Collected material.
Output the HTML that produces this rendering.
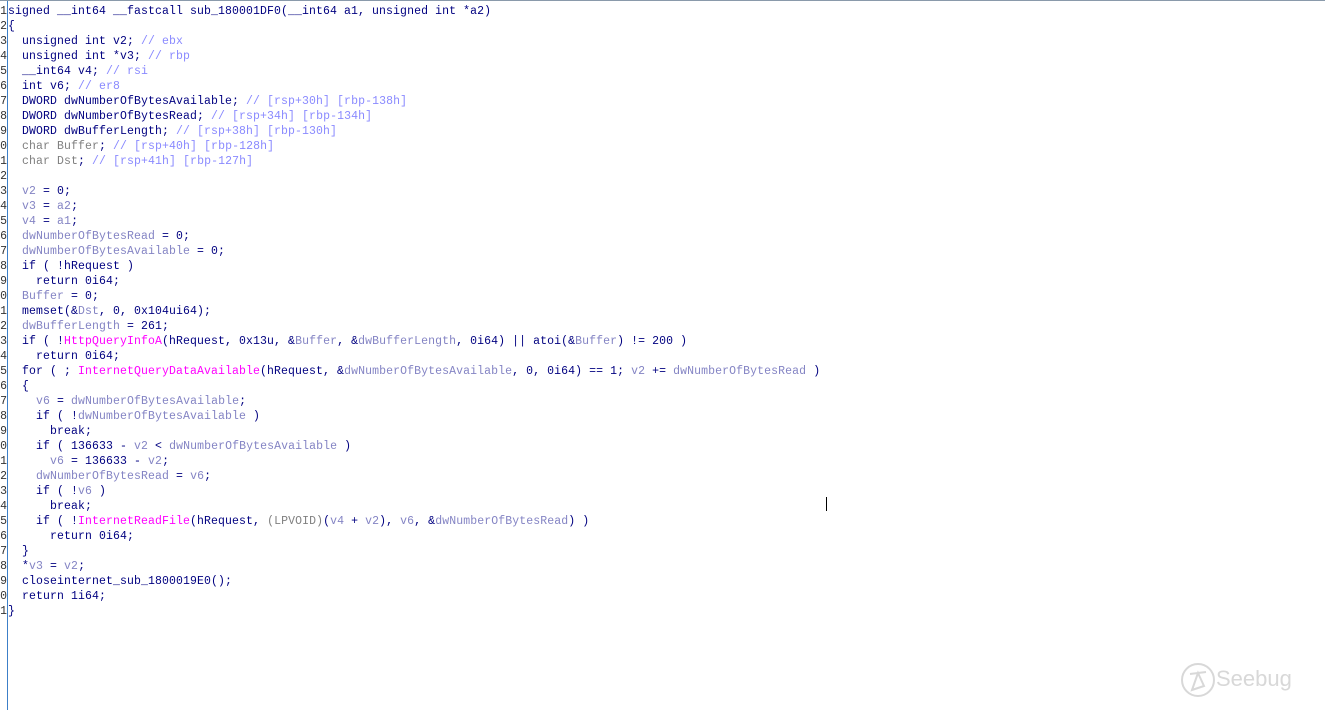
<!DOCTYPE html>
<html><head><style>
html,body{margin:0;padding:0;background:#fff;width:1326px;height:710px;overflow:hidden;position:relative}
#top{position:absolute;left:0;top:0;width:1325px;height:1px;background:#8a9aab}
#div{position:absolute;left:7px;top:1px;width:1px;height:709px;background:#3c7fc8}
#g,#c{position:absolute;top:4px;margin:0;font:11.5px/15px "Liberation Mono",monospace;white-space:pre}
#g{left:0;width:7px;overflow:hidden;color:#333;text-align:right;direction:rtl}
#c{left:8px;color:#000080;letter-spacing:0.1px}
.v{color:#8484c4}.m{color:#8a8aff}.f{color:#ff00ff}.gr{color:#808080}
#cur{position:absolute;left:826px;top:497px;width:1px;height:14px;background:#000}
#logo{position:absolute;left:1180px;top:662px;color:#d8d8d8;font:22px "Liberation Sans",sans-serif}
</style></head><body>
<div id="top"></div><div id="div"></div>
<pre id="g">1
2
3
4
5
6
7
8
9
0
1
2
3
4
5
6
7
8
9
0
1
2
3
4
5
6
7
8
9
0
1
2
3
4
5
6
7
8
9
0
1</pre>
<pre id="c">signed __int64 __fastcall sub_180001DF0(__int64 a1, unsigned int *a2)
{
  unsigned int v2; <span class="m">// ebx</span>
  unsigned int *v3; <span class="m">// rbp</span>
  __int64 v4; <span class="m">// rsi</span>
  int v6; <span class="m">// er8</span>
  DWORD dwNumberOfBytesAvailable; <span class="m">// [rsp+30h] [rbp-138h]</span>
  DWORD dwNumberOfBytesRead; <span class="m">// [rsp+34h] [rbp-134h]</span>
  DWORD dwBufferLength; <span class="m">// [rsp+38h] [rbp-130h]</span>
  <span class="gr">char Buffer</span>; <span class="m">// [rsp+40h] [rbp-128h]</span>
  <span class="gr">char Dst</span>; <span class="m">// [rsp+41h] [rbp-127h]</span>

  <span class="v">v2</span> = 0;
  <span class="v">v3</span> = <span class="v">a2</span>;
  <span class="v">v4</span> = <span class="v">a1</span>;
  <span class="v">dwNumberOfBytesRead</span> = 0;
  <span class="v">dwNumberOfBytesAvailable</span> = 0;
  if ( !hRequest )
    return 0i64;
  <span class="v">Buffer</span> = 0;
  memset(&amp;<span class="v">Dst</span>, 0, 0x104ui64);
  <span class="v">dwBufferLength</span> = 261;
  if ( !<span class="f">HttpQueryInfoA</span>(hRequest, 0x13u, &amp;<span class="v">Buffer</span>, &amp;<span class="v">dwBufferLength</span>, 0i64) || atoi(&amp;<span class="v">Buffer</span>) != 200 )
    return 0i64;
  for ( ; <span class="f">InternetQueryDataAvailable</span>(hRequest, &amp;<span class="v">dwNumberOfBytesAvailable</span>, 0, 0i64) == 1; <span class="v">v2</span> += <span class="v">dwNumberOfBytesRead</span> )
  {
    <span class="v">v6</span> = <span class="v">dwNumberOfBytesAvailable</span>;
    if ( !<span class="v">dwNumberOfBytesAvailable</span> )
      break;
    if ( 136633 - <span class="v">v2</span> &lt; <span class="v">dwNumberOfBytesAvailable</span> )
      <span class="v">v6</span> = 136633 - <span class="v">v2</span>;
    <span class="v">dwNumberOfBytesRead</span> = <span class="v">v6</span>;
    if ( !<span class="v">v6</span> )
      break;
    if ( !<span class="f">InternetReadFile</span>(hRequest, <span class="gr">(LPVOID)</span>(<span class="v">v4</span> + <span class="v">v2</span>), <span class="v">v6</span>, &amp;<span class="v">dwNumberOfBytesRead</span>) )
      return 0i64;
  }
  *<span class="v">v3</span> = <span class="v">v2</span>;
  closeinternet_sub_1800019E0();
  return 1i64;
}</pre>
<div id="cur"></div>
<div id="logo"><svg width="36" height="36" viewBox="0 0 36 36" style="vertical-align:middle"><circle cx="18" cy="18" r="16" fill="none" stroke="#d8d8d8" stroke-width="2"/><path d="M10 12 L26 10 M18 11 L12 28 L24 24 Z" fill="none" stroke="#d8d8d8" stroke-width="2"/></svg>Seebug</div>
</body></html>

Short problem. Restate the whole listing above exactly, please, omitting every image.

Written reply.
Output the HTML that produces this rendering.
<!DOCTYPE html>
<html><head><style>
html,body{margin:0;padding:0;background:#fff;width:1326px;height:710px;overflow:hidden;position:relative}
#top{position:absolute;left:0;top:0;width:1325px;height:1px;background:#8a9aab}
#div{position:absolute;left:7px;top:1px;width:1px;height:709px;background:#3c7fc8}
#g,#c{position:absolute;top:4px;margin:0;font:11.5px/15px "Liberation Mono",monospace;white-space:pre}
#g{left:0;width:7px;overflow:hidden;color:#333;text-align:right;direction:rtl}
#c{left:8px;color:#000080;letter-spacing:0.1px}
.v{color:#8484c4}.m{color:#8a8aff}.f{color:#ff00ff}.gr{color:#808080}
#cur{position:absolute;left:826px;top:497px;width:1px;height:14px;background:#000}
#logo{position:absolute;left:1180px;top:662px;color:#d8d8d8;font:22px "Liberation Sans",sans-serif}
</style></head><body>
<div id="top"></div><div id="div"></div>
<pre id="g">1
2
3
4
5
6
7
8
9
0
1
2
3
4
5
6
7
8
9
0
1
2
3
4
5
6
7
8
9
0
1
2
3
4
5
6
7
8
9
0
1</pre>
<pre id="c">signed __int64 __fastcall sub_180001DF0(__int64 a1, unsigned int *a2)
{
  unsigned int v2; <span class="m">// ebx</span>
  unsigned int *v3; <span class="m">// rbp</span>
  __int64 v4; <span class="m">// rsi</span>
  int v6; <span class="m">// er8</span>
  DWORD dwNumberOfBytesAvailable; <span class="m">// [rsp+30h] [rbp-138h]</span>
  DWORD dwNumberOfBytesRead; <span class="m">// [rsp+34h] [rbp-134h]</span>
  DWORD dwBufferLength; <span class="m">// [rsp+38h] [rbp-130h]</span>
  <span class="gr">char Buffer</span>; <span class="m">// [rsp+40h] [rbp-128h]</span>
  <span class="gr">char Dst</span>; <span class="m">// [rsp+41h] [rbp-127h]</span>

  <span class="v">v2</span> = 0;
  <span class="v">v3</span> = <span class="v">a2</span>;
  <span class="v">v4</span> = <span class="v">a1</span>;
  <span class="v">dwNumberOfBytesRead</span> = 0;
  <span class="v">dwNumberOfBytesAvailable</span> = 0;
  if ( !hRequest )
    return 0i64;
  <span class="v">Buffer</span> = 0;
  memset(&amp;<span class="v">Dst</span>, 0, 0x104ui64);
  <span class="v">dwBufferLength</span> = 261;
  if ( !<span class="f">HttpQueryInfoA</span>(hRequest, 0x13u, &amp;<span class="v">Buffer</span>, &amp;<span class="v">dwBufferLength</span>, 0i64) || atoi(&amp;<span class="v">Buffer</span>) != 200 )
    return 0i64;
  for ( ; <span class="f">InternetQueryDataAvailable</span>(hRequest, &amp;<span class="v">dwNumberOfBytesAvailable</span>, 0, 0i64) == 1; <span class="v">v2</span> += <span class="v">dwNumberOfBytesRead</span> )
  {
    <span class="v">v6</span> = <span class="v">dwNumberOfBytesAvailable</span>;
    if ( !<span class="v">dwNumberOfBytesAvailable</span> )
      break;
    if ( 136633 - <span class="v">v2</span> &lt; <span class="v">dwNumberOfBytesAvailable</span> )
      <span class="v">v6</span> = 136633 - <span class="v">v2</span>;
    <span class="v">dwNumberOfBytesRead</span> = <span class="v">v6</span>;
    if ( !<span class="v">v6</span> )
      break;
    if ( !<span class="f">InternetReadFile</span>(hRequest, <span class="gr">(LPVOID)</span>(<span class="v">v4</span> + <span class="v">v2</span>), <span class="v">v6</span>, &amp;<span class="v">dwNumberOfBytesRead</span>) )
      return 0i64;
  }
  *<span class="v">v3</span> = <span class="v">v2</span>;
  closeinternet_sub_1800019E0();
  return 1i64;
}</pre>
<div id="cur"></div>
<div id="logo"><svg width="36" height="36" viewBox="0 0 36 36" style="vertical-align:middle"><circle cx="18" cy="18" r="16" fill="none" stroke="#d8d8d8" stroke-width="2"/><path d="M10 12 L26 10 M18 11 L12 28 L24 24 Z" fill="none" stroke="#d8d8d8" stroke-width="2"/></svg>Seebug</div>
</body></html>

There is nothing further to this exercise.